Joining the Private Equity Club

From the NYT:
The exclusive private equity club, long restricted largely to financial institutions and high-rolling individuals, is looking a bit more egalitarian this week. That is because a unit of Kohlberg Kravis Roberts, the world’s largest buyout firm — as such investment companies were called before the term “private equity” came into vogue — has sold $5 billion in shares to the public through a stock listing in Amsterdam.

But is this a club that small-time investors should be rushing to join?

KKR’s offering was three times larger than originally expected, which demonstrates that the demand is certainly there.
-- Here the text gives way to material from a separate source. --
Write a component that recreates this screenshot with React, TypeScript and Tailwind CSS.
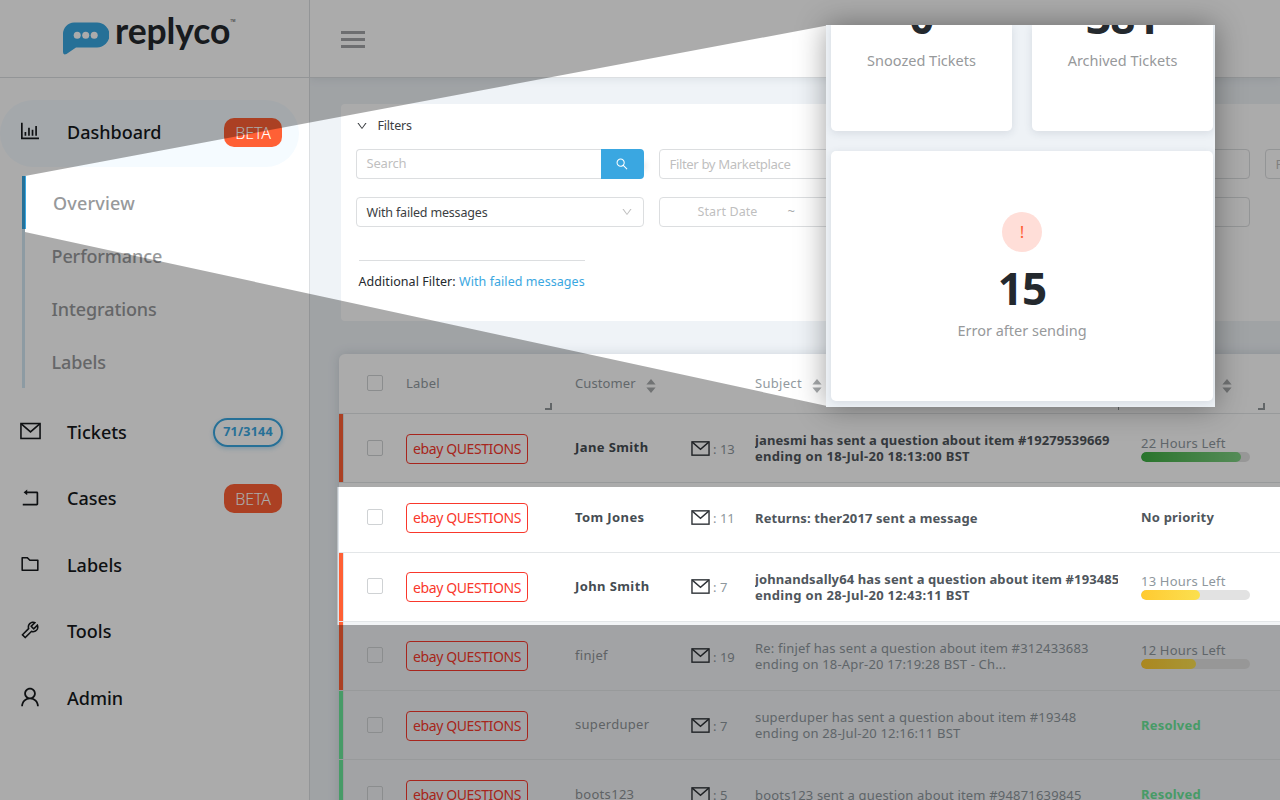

Many would also argue that individual investors, often called retail investors, should enjoy access to the impressive returns that many private equity investors have enjoyed in recent years.

LINK to NYT article

Related: International Tribune Herald picks up Bloomberg News' report, which entails more about meetings with Angela Merkel, Co-chancellor of Germany in NY today, who courting for more private equity investors:

Chancellor Angela Merkel of Germany will meet senior representatives of U.S. private equity groups in New York this week, as Europe's biggest economy lures investment from funds that were likened to locusts by some politicians last year.

Henry Kravis, a founder of Kohlberg Kravis Roberts, and John Edwards (former Senator and 2004 vice-Presidental candidate), senior adviser of Fortress Investment Group, will be among 12 company chiefs holding talks with Merkel on Thursday, said a German government aide. KKR, the world's biggest buyout firm, and Fortress have both invested in German companies.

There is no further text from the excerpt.